A more advanced solution is described in the EP patent N° 0 663 227 B1, relevant to a drying—compacting apparatus of the cage type for wastes, comprising a cylindrically shaped body containing wastes that must be treated and to sturdy pressing plates to compact the same, said pressing plates being opposed each other and operating as movable basis of said cylindrically shaped body.
With respect to the previous solution, EP patent N° 1 066 490 B1, filed in the name of the same Applicant, has innovative features allowing to obtain the best results. It describes a drying—compacting apparatus of the cage type, having a cylindrically shaped body comprised of longitudinal tubes along the generatrix of said cylindrically shaped body in such a way to be spaced each other, said tubes being coursed by a thermal carrier fluid, acting both as bearing structure of the apparatus and as heat exchange surface between said thermal carrier fluid and the wastes to be subjected td treatment contained within the cylindrically shaped body.
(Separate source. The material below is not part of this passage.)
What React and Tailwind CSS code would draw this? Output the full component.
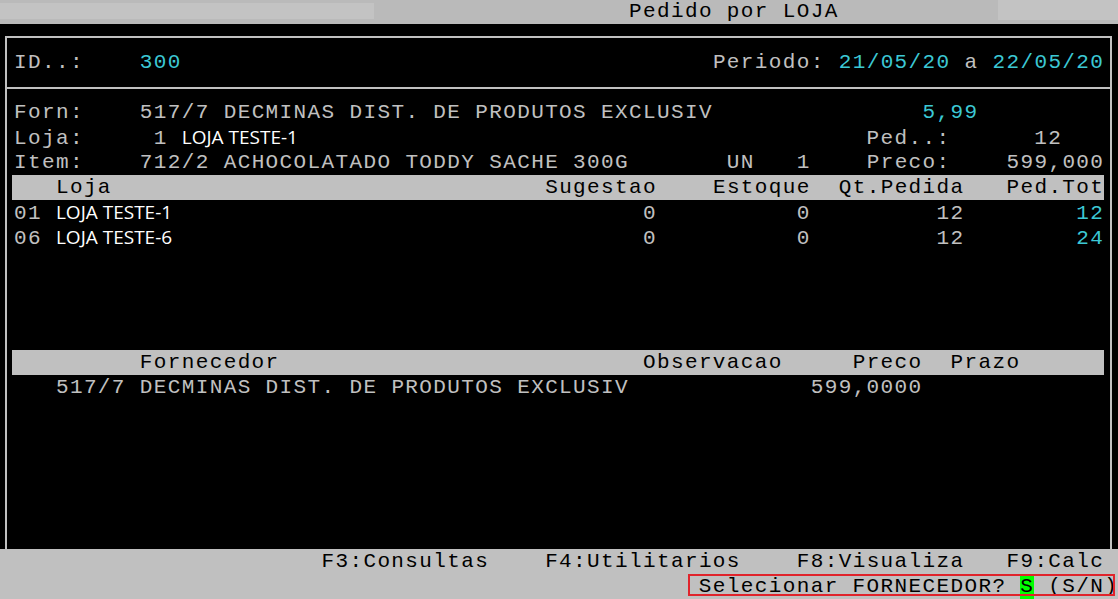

Compaction action of the wastes is actuated by two pressure plates opposed each other, acting as movable basis for said cylindrically shaped body.
Heating tubes are constrained each other by retaining rims, set up with a given distance between centres to ensure stability of the tubes forming the cylindrically shaped body stressed by radial thrusts exerted by wastes during pressure and by thermal gradients.
Drying—compacting apparatus further provides outlet means for the steam generated during heating of said wastes, said means being comprised of longitudinal slots between heating tubes.
The system, as the other known solutions, requires a pre-treatment section, wherein wastes are pressed at room temperature to separate the surface liquid fraction comprised of the soaking water. An already de-watered load arrives to the drying—compacting apparatus, from which, by the further pressure—drying treatment, the residual water is extracted and at the same time the volume of the mass is further reduced.
Thus the system works according to a batch mode. In fact, wastes are fed to the pre-treatment section, wherein the first de-watering is carried out and from which they are extracted to be sent to the drying—compacting apparatus, wherein they are subjected to the inertisation before being withdrawn and sent to the storing.
The solution suggested according to the EP patent N° 1 066 490 B1 is such to avoid the hydraulic set running problems of the heating thermal carrier fluid and to solve in a clear way the problem of the outlet of the steam.
Furthermore, the completely original structure of the cage type drying—compacting apparatus is sturdy and perfectly resistant to the thermal and mechanical stresses developed during its operation.
At the same time, drying—compacting apparatus according to EP patent N° 1 066 490 B1 has some features reducing its efficiency.
First of all, thermal mode established within the wastes contained into the cylinder has a logarithmic run; slow growing of the temperature, toward the centre of the mass to be treated, jeopardise the reaching of the design temperatures and their uniform distribution in the product within a short time.
Further, positioning of the tubes along the generatrix of the cylindrical body unavoidably involves that the exchange surface really usable, i.e. really in touch with the material to be subjected to treatment, is only the one faced toward the inner part of the cylindrical body, i.e. a reduced percentage of the whole heating surface of the tubes.
These two limitations would impose opposed solutions, in fact, if on one end, to increase the useful fraction of the exchange surface, it would be necessary to increase the diameter of the cylindrical body comprising the drying—compacting apparatus, on the other end, the logarithmic run of the thermal curve would impose the construction of systems having reduced diameter, that would involve the necessity of realising longer systems or systems comprised of more than one drying—compacting apparatus, working in parallel, to maintain unmodified the same volumetric standard capability.
Finally, a further limitation is due to the difficulties of coordinating the synchronism of the loading, compaction and ejection cyclic sequences from the system, unavoidably bringing to the division of the operative flow into multiple steps spaced by long time intervals and consequently to a reduction of productivity.
Much better would be to have at disposal a less bulky drying—compacting apparatus able to process higher amount of refuses, thus reducing the drying process and allowing to operate continuously.